Florida Lawmakers acknowledge LIP and Medicaid are separate issues, that shouldn’t be tied together. But the relationship between the two programs has also become symbiotic, something noted by Governor Rick Scott.
In a statement, Scott says, “given that the federal government said they would not fund the federal LIP program to the level it is funded today, it would be hard to understand how the state could take on even more federal programs that CMS could scale back or walk away from.”
Florida’s is one of a few state’s that get LIP money, under an arrangement that predates Governor Rick Scott and the Affordable Care Act.
"They are two separate issues. The negotiations over the low-income pool will continue in any case. But they’re very related in the bigger picture of, 'what is the future of Florida’s healthcare system?’” said Georgetown University's Joan Alker.
Scott has repeatedly expressed concerns about the LIP funding, and believes the program should be renewed at current levels. And the recent spat between the state and federal government over the program doesn’t give Republican’s confidence that the same situation won’t occur down the line if they agree to Medicaid expansion.
In a response to Scott’s concerns, Senate President Andy Gardiner issued a statement maintaining his support for the Senate’s LIP proposal and its Medicaid expansion plan. Gardiner says, “the Senate also shares the Governor’s commitment to tax relief and record funding for education; however, if our state is forced to make up the difference of $2.2 billion in hospital funding, every area of our budget will be impacted.”
The House and Senate have put forth upcoming budget proposals that are $4 billion apart due to their difference of opinion on healthcare policy.
Breaking: Governor Rick Scott says he's no longer in support of using federal funds to provide health insurance to more than 800,000 Floridians. The announcement from the Governor's office comes as a key program that reimburses hospitals treating low-income patients, is set to expire.
The Associated Press first reported the change in the governors position. In a statement, Scott says, "given that the federal government said they would not fund the federal LIP program to the level it is funded today, it would be hard to understand how the state could take on even more federal programs that CMS could scale back or walk away from."
Scott expressed a similar sentiment about the issue at the beginning of the legislative session.
The governor is referencing the ongoing negotiations over an extension of the state's $2 billion low-income pool, which provides supplemental funding to hospitals that treat uninsured and low-income patients.
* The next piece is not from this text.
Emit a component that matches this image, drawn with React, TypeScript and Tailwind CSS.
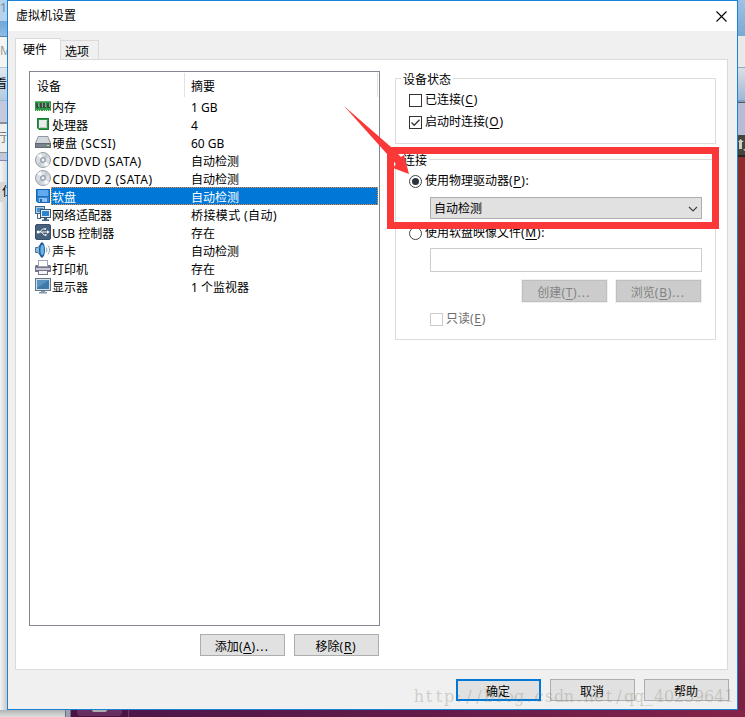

That funding, which Florida and only a few other state's get, expires in June, and the federal government has indicated it may cut the program. Federal health officials have also indicated the loss in funding under LIP could be made up if Florida used Medicaid money offered under the Affordable Care Act to insure up to a million uninsured people who fall into what's called the "coverage gap"--meaning, they make too much money to qualify for the state's traditional Medicaid program, and too little to qualify for subsidies to purchase insurance on the federal government's insurance exchange.
State health officials have been trying to negotiate an extension to the Low Income Pool, but last week key federal health officials went on vacation for two weeks,causing the conversation to stop.
So far, the Florida House and Senate are split. The Senate has crafted a plan to revamp the state's administration of the low-income pool and another that would allow the state to use federal Medicaid dollars to steer the "coverage gap" population into private health plans. But the House has neither federal health plan in its budget--leaving a nearly $4 billion gap between the two chambers in their budget proposals.